== DATA LISTING ==

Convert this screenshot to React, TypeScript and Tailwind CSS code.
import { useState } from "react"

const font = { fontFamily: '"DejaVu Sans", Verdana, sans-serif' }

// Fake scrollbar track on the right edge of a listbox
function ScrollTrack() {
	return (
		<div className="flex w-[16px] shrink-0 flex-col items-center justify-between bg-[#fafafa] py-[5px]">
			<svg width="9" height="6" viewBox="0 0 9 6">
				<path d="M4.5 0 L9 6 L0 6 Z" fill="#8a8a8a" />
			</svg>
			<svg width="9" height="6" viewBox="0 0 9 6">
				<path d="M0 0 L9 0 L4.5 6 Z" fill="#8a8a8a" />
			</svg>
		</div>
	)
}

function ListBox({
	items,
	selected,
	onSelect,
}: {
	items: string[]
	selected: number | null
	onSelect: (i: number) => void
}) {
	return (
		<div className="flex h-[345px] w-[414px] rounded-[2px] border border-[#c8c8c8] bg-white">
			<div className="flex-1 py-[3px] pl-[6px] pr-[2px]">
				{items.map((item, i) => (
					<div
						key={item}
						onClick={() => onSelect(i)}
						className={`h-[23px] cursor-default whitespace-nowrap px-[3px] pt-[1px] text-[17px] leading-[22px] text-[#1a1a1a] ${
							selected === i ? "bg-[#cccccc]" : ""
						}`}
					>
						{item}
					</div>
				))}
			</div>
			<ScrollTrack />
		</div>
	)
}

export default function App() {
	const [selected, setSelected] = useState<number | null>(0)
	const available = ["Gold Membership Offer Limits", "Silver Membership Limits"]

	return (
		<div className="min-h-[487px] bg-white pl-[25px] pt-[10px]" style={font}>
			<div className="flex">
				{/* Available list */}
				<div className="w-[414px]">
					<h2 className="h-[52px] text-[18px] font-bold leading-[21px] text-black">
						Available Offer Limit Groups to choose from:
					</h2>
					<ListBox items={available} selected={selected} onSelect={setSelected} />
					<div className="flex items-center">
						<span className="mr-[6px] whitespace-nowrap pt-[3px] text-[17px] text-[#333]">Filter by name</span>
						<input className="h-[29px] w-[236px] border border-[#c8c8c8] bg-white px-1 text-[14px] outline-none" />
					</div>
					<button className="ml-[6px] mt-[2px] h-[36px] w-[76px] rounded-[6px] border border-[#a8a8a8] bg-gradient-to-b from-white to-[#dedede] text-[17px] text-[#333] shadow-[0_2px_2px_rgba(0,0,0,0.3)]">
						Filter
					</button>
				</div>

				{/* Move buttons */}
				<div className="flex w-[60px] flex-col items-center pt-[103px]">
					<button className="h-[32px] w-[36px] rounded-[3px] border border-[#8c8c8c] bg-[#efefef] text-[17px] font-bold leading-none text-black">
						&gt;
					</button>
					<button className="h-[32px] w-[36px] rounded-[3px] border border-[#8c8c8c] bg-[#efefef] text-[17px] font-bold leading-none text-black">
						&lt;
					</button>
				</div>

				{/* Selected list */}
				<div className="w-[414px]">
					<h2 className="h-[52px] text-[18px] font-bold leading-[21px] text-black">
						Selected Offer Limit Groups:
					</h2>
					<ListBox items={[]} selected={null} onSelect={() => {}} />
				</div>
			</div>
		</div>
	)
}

===
== DATA LISTING ==

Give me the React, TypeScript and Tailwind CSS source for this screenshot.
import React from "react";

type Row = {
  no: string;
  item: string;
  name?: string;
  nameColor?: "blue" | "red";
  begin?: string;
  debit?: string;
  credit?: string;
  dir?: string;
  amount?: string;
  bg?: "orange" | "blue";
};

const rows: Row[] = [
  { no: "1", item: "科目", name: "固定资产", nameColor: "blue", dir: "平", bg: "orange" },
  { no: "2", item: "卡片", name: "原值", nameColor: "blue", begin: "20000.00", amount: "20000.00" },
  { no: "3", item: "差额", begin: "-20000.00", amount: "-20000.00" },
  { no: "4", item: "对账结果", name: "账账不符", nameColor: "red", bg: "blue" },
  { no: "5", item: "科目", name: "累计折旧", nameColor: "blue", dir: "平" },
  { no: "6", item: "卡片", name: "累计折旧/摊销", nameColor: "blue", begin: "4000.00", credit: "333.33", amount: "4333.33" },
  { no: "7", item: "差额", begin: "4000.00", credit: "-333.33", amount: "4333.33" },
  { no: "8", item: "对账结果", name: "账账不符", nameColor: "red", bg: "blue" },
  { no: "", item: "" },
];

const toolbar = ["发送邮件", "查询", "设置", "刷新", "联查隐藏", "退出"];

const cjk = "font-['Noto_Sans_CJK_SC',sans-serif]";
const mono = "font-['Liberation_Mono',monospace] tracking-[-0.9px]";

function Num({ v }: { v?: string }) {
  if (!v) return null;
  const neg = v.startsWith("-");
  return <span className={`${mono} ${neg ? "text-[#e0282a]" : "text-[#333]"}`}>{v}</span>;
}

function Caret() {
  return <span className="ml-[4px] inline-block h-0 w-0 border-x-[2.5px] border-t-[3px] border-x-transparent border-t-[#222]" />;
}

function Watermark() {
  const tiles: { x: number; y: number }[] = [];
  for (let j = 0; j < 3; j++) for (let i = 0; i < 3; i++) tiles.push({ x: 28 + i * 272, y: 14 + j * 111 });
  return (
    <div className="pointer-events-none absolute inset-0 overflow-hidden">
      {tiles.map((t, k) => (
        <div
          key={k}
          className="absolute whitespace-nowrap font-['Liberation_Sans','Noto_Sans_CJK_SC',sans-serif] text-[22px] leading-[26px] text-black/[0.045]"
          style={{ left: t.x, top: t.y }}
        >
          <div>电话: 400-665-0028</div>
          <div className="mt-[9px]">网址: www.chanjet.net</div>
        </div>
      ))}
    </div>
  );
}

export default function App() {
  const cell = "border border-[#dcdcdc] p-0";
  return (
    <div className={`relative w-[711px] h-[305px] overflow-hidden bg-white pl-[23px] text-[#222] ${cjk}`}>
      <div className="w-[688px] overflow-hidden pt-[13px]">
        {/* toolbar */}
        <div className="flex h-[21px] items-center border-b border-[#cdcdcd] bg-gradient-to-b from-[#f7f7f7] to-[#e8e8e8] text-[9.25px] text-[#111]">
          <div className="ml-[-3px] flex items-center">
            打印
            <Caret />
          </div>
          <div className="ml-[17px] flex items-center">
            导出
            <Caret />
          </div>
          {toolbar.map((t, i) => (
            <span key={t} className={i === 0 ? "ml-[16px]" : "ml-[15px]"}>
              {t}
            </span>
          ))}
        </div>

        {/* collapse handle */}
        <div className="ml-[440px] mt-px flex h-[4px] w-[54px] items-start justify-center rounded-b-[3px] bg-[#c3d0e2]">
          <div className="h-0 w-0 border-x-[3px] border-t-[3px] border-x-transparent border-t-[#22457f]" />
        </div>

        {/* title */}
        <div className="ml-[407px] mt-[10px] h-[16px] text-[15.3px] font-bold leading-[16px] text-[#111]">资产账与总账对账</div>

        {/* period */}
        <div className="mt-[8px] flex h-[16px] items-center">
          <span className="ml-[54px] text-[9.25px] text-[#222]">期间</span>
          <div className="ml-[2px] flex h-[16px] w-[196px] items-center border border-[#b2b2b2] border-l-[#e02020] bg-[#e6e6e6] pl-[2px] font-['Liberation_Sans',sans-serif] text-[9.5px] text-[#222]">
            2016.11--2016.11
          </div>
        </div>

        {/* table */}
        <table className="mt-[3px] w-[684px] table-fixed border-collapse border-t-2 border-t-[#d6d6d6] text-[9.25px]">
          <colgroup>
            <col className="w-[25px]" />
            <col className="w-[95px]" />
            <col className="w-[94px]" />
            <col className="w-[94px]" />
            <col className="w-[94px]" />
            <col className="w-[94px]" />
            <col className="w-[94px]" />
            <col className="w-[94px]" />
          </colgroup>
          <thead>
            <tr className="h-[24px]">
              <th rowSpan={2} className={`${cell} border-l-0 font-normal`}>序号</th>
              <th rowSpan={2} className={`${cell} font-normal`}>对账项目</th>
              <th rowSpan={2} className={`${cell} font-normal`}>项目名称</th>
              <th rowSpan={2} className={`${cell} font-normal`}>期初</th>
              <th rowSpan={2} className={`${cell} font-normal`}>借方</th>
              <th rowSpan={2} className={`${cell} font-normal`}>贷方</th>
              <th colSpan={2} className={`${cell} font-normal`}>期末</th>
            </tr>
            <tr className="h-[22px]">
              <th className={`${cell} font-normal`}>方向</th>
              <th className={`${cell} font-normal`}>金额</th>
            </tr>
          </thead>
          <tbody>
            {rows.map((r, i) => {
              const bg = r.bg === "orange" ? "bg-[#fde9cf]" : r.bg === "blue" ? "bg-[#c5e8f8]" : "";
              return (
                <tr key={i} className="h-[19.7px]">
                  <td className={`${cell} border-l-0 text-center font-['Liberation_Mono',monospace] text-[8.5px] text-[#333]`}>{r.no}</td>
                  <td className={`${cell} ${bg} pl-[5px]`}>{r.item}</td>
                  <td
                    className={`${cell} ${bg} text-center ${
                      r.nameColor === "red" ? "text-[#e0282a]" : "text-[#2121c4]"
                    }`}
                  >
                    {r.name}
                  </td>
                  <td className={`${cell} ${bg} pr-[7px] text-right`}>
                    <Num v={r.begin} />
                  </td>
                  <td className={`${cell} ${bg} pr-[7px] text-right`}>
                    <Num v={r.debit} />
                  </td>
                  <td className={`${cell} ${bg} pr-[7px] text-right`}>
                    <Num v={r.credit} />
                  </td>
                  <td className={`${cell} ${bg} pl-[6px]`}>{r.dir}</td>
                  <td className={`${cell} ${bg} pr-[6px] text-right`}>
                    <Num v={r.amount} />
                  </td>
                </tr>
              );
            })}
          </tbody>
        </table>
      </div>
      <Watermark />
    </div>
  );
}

===
== DATA LISTING ==

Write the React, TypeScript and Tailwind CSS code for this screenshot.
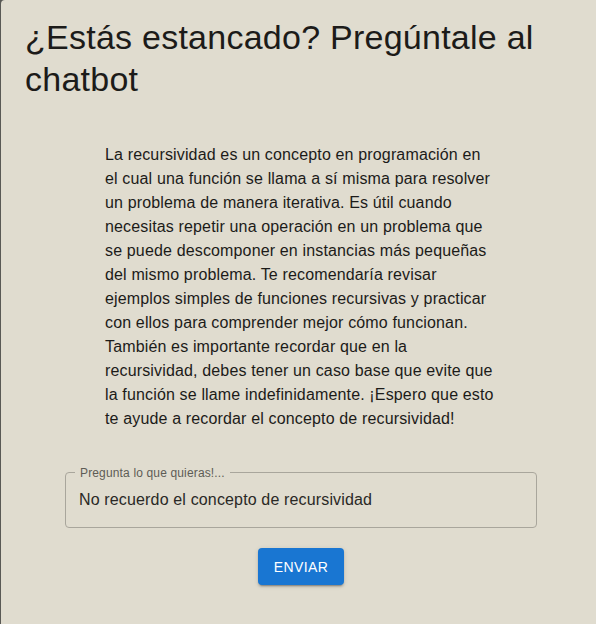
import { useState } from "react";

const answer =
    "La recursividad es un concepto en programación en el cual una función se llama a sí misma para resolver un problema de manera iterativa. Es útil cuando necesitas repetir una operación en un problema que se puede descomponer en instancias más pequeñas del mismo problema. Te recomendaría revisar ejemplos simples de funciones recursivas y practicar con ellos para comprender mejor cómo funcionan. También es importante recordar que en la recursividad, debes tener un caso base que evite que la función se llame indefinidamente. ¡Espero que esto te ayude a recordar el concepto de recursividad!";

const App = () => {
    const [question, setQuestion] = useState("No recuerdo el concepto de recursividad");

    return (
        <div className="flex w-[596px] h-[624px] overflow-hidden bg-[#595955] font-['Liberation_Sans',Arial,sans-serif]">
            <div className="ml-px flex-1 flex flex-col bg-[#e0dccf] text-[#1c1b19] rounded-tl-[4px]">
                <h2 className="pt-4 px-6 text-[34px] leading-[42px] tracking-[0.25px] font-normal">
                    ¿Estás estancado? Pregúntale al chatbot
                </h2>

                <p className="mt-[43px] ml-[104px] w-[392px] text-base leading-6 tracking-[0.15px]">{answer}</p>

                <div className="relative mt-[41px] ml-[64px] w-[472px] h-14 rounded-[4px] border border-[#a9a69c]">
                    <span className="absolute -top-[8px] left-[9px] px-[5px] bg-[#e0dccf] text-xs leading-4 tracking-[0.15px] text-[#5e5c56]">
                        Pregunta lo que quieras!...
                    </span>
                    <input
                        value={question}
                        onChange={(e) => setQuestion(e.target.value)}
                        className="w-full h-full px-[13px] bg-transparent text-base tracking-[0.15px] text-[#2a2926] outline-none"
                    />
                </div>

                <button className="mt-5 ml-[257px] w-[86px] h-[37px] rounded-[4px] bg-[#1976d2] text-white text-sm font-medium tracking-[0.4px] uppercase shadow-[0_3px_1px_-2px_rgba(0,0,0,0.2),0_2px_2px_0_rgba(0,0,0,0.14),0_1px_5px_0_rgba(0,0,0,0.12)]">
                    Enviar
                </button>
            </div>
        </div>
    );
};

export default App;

===

EXERCISE TASK -> Starting at the line that contains "Write the React, TypeScript" and stopping after the line that contains "ml-[104px] w-[392px] text-base", copy every line exactly. Leave any pictures behind.

EXERCISE RESULT ->
Write the React, TypeScript and Tailwind CSS code for this screenshot.
import { useState } from "react";

const answer =
    "La recursividad es un concepto en programación en el cual una función se llama a sí misma para resolver un problema de manera iterativa. Es útil cuando necesitas repetir una operación en un problema que se puede descomponer en instancias más pequeñas del mismo problema. Te recomendaría revisar ejemplos simples de funciones recursivas y practicar con ellos para comprender mejor cómo funcionan. También es importante recordar que en la recursividad, debes tener un caso base que evite que la función se llame indefinidamente. ¡Espero que esto te ayude a recordar el concepto de recursividad!";

const App = () => {
    const [question, setQuestion] = useState("No recuerdo el concepto de recursividad");

    return (
        <div className="flex w-[596px] h-[624px] overflow-hidden bg-[#595955] font-['Liberation_Sans',Arial,sans-serif]">
            <div className="ml-px flex-1 flex flex-col bg-[#e0dccf] text-[#1c1b19] rounded-tl-[4px]">
                <h2 className="pt-4 px-6 text-[34px] leading-[42px] tracking-[0.25px] font-normal">
                    ¿Estás estancado? Pregúntale al chatbot
                </h2>

                <p className="mt-[43px] ml-[104px] w-[392px] text-base leading-6 tracking-[0.15px]">{answer}</p>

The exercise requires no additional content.